Mr. Janabi, who lives in Germany, has given several interviews in the past, but until now has always denied that he had lied to his intelligence handlers before the war in Iraq, even though his information had long been discredited.

The strange case of “Curveball” has become one of the most infamous episodes in the Bush administration’s case for war. Mr. Janabi’s claim about the mobile laboratories was featured prominently in Secretary of State Colin L. Powell’s address to the United Nations in February 2003, when he laid out the administration’s case that Mr. Hussein was hiding weapons of mass destruction.

The United States invaded Iraq in March 2003, and eventually determined that Iraq did not have any such weapons. It later became clear that the Bush administration had relied heavily on bogus information from unreliable exiles like Mr. Janabi.

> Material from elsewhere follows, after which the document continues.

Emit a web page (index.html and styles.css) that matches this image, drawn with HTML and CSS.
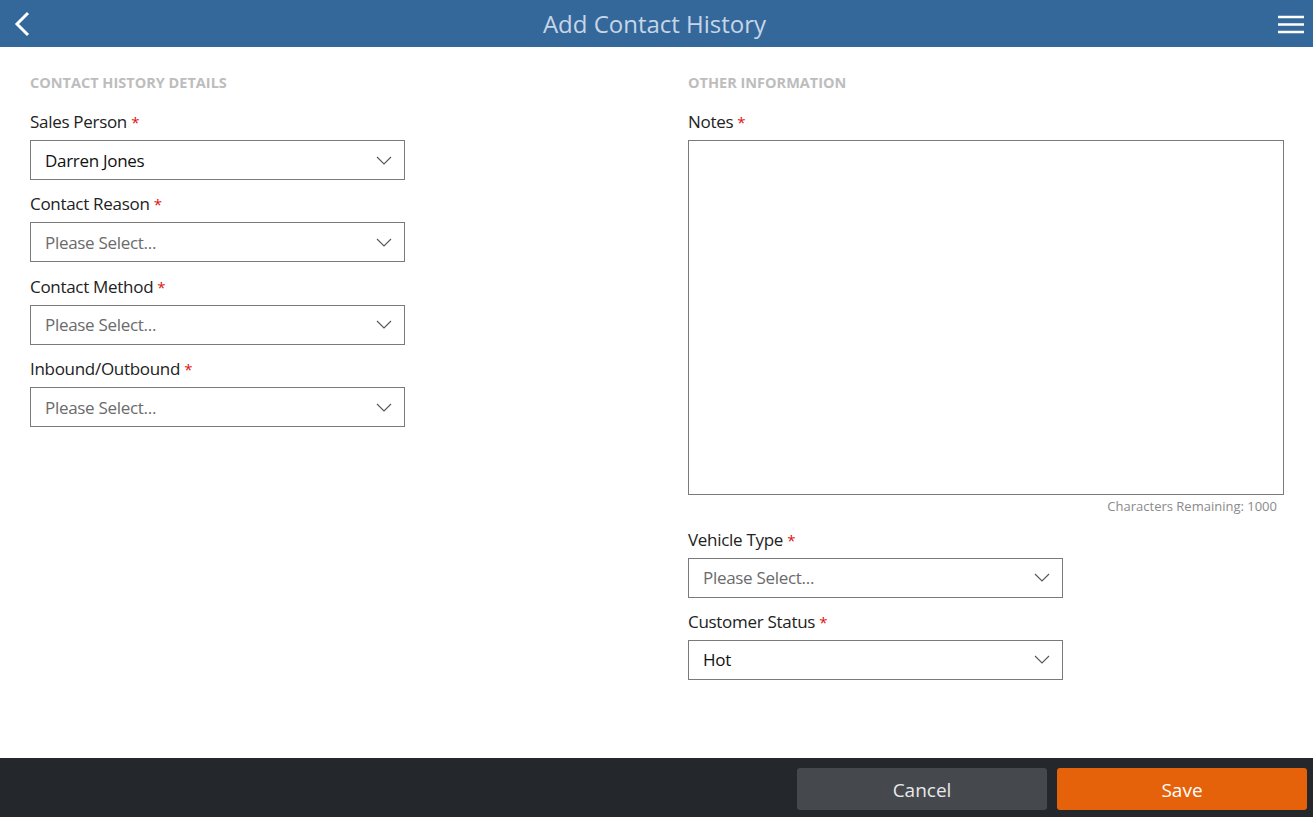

Even before the invasion, there was strong evidence that Mr. Janabi was an unreliable source, evidence which critics now say the Bush White House and the C.I.A.’s top leadership ignored.

Mr. Janabi, who defected to Germany in the 1990s, met repeatedly with German intelligence officials beginning in 2000. They refused to allow C.I.A. officials to meet directly with him, instead providing the Americans only with reports of what he had said.

Eventually, though, the Germans grew doubtful of their informer and passed on their suspicions to American intelligence officials.